Building Competing Behaviors Into the Gaps

One reason screen time limits fail without substitutes is that the gaps left by reduced phone use feel uncomfortable at first. Waiting in line, sitting in a quiet room, finishing a task early — these used to be filled automatically by the phone, and without it they can feel unexpectedly restless or dull. That discomfort is temporary and is itself worth tolerating as a signal that your baseline attention span is recalibrating, but having concrete alternatives ready makes the transition easier.

Practically, this means deciding in advance what you will do in common screen-filler situations. A physical book or magazine in your bag handles waiting time. A short walk handles the post-task transition grab. A podcast or music handles the commute without requiring the feed-check habit.

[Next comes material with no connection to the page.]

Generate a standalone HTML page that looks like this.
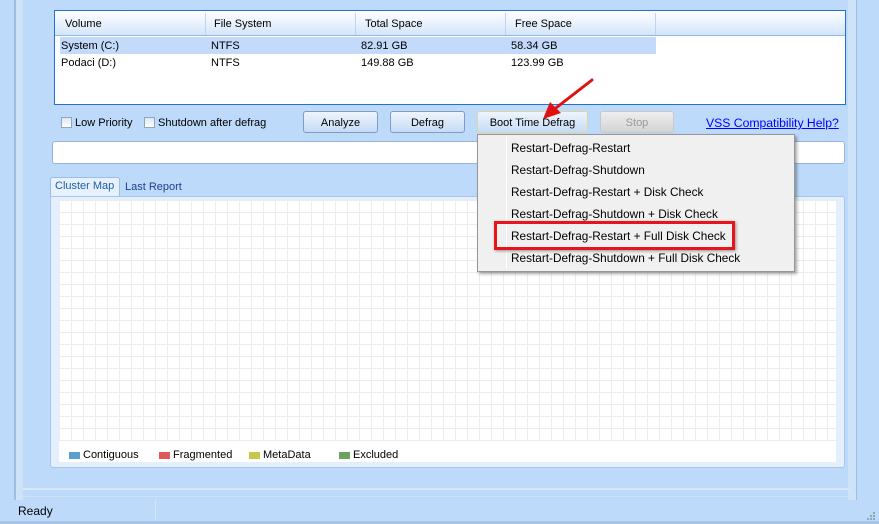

These are not permanent replacements for all screen use; they are specific substitutes in the specific moments when compulsive use is most likely to occur.

What Realistic Progress Looks Like

Effective screen time management does not mean eliminating screen use or hitting some ideal daily number. It means the distinction between chosen and unchosen use becomes legible to you again. You use screens when you intend to and do something else when you do not. The phone is a tool you pick up with a purpose, not an object you are in a continuous low-level relationship with.

Most people who make the structural changes described here — social apps off the phone, designated checking windows, phone out of the bedroom, deliberate first hour — report within two to four weeks that their relationship with their devices feels qualitatively different. Not because they exerted enormous discipline, but because the environment stopped making the compulsive choice automatic.

The takeaway is straightforward: stop trying to want to use your phone less and start making your environment one where using it less is the easier path. One structural change, implemented fully, is worth more than ten resolutions that rely on daily willpower. Start with whichever change addresses the pattern you identified in your own usage, make it concrete and physical, and let it do the work.